I see this as very much Google saying "We need a new Java, one that we control this time".


Java doesn't scale to small projects and isn't "highly performant" when the metric you're trying to optimize is page load time, although it could conceivably be made to "support in-browser scripting".

Also, I think an implicit item on the list would be "doesn't suck", which is the whole point of the effort, not merely a constraint on feasible solutions like the "goals" you listed. They want something that sucks less than JavaScript, not something that sucks more, such as Java.

So I don't think "the reasons not to basically boil down to NIH, politics and the encumbrances"; they boil down to Java being a shitty non-solution to their problem.


I understand that you don't seem to like Java, but it is really immaterial to my point. They stated all the goals of Java in their feature list and then didn't mention Java.

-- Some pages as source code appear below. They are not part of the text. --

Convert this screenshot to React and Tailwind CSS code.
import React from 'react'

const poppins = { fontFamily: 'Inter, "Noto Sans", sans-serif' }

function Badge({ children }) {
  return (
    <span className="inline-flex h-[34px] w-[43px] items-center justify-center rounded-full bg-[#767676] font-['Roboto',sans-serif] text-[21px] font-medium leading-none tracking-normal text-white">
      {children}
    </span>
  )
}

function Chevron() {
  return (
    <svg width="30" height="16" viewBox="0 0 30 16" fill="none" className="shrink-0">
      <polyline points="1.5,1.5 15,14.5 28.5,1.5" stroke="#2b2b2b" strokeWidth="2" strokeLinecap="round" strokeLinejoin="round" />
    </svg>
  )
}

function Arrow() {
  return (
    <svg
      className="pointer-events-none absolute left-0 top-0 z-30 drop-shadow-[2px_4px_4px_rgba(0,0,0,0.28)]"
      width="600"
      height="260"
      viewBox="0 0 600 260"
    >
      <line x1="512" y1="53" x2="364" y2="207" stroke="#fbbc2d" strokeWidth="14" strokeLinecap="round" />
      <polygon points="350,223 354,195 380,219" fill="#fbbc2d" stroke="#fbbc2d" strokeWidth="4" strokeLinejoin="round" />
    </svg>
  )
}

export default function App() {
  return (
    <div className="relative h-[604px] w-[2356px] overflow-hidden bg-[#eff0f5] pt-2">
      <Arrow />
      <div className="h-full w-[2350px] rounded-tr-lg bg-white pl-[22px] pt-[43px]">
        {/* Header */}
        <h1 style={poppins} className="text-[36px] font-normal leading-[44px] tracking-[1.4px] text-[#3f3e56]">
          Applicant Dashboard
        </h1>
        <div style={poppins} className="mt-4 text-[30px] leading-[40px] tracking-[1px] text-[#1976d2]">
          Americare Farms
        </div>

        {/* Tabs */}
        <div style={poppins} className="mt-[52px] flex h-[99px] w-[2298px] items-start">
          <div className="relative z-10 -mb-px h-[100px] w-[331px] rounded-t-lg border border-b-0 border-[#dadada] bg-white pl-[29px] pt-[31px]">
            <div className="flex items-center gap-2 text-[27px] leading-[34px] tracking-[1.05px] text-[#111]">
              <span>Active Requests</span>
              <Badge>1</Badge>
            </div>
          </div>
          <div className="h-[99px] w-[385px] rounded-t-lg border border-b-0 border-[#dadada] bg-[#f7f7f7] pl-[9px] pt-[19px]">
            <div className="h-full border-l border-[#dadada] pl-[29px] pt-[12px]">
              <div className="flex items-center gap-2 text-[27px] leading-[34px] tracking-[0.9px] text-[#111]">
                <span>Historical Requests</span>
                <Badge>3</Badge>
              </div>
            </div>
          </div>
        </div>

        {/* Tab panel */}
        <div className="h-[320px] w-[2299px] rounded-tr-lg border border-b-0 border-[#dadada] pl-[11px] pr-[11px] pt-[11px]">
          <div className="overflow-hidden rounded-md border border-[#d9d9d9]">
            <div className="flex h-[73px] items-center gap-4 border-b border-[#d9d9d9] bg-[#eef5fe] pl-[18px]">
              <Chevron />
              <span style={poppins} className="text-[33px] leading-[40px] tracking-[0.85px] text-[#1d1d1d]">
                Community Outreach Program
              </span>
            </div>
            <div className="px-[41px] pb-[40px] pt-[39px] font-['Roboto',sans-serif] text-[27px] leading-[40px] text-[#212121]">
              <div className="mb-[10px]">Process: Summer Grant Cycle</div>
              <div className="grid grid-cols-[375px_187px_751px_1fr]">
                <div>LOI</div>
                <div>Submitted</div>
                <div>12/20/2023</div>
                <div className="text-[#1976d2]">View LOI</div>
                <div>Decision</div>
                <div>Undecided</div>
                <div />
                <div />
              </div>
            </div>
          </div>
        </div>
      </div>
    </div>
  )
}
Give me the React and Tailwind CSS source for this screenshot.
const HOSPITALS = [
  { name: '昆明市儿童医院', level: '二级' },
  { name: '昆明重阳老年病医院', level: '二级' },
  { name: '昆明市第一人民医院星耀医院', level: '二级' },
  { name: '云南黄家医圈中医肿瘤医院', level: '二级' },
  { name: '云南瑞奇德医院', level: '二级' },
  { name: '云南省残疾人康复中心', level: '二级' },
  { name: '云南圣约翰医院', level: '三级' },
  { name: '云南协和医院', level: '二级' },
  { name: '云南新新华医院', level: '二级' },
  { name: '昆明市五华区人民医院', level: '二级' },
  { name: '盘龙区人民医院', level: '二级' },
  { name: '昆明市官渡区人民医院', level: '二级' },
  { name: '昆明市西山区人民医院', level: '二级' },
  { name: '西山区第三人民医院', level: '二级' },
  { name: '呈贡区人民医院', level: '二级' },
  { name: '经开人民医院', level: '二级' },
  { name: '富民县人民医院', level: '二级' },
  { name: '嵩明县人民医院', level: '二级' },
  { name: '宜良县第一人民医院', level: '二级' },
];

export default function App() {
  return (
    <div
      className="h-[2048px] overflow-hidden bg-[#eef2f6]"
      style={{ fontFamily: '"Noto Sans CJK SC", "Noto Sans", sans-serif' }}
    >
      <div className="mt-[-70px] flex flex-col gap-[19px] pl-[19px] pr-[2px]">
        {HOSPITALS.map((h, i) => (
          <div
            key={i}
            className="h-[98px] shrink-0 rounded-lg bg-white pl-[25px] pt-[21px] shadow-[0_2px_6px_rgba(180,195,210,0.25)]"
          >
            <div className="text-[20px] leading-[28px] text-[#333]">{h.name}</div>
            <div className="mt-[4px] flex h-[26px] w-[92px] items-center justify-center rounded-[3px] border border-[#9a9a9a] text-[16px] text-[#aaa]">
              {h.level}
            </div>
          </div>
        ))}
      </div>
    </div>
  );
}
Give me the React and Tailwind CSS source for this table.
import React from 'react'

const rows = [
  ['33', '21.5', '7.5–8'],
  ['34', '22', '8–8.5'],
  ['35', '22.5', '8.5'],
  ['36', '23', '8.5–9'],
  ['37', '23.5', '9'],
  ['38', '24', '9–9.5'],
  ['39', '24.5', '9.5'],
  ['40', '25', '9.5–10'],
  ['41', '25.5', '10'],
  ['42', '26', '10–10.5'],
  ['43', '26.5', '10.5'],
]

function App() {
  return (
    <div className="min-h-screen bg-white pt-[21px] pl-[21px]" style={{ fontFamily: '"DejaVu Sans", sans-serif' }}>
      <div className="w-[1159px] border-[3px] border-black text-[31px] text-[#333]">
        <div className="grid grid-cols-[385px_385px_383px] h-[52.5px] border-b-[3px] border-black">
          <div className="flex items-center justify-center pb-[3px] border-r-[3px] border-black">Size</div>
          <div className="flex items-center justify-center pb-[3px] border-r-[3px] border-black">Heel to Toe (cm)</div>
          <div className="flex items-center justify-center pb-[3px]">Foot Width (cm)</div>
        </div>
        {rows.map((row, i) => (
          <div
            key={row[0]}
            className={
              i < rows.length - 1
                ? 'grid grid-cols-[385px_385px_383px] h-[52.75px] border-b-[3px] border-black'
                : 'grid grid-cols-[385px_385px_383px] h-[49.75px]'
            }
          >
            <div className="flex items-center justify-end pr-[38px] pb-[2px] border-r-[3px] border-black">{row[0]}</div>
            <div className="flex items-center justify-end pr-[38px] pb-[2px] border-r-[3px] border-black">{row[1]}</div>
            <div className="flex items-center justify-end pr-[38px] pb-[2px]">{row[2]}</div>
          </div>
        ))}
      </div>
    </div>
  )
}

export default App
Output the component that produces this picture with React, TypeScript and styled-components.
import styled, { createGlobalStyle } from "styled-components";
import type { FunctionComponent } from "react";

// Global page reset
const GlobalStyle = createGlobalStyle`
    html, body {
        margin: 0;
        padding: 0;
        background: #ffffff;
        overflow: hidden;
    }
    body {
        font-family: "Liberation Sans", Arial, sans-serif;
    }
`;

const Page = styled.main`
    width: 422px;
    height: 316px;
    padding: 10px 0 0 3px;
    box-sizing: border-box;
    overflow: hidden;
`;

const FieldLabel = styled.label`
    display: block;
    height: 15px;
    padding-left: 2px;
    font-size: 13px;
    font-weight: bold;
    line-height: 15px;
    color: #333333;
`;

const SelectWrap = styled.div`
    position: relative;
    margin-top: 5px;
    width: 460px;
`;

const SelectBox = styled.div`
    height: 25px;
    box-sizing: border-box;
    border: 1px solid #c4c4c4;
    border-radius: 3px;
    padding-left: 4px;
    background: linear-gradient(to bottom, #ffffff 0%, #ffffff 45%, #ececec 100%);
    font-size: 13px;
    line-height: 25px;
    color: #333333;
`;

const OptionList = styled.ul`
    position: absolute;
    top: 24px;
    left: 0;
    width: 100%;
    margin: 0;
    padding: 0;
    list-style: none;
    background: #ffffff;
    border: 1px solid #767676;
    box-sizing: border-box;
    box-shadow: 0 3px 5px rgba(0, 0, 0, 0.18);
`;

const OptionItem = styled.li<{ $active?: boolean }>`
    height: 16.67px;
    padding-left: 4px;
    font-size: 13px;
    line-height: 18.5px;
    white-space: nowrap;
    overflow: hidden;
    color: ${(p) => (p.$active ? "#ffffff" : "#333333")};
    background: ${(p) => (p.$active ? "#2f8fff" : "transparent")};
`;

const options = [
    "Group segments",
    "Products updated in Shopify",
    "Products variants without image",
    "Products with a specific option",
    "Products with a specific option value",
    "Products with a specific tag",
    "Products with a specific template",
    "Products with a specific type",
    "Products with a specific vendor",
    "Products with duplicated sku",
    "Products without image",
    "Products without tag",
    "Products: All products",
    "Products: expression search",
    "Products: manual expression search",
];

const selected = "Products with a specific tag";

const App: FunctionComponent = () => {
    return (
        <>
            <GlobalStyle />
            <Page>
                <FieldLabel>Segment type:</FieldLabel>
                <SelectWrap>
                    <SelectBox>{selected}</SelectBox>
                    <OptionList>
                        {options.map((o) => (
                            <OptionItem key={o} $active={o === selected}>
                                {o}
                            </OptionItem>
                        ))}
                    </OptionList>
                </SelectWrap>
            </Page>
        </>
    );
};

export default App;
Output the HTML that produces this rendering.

If they thought Java sucked or didn't meet their requirements even though it has the same stated goals then they might have said so. But they didn't say anything at all - it's kind of an odd omission to make by accident.


From the post:

  Does Dash replace Java?
  For many projects that will be a viable option but it
  requires significant engineering effort on Dash tooling 
  and an extensive set of libraries.


I'd agree w.r.t. Go in a sense, but Java doesn't have much of a stake in front end web development.


Where do you get that information? A large fraction of Google's frontends are written in Java.


If you're referring to GWT, you're absolutely right, but thats more Google's stake than Java's.


I think he / she means client side.


I think they're just trying to improve the browser experience, since that's where their software runs.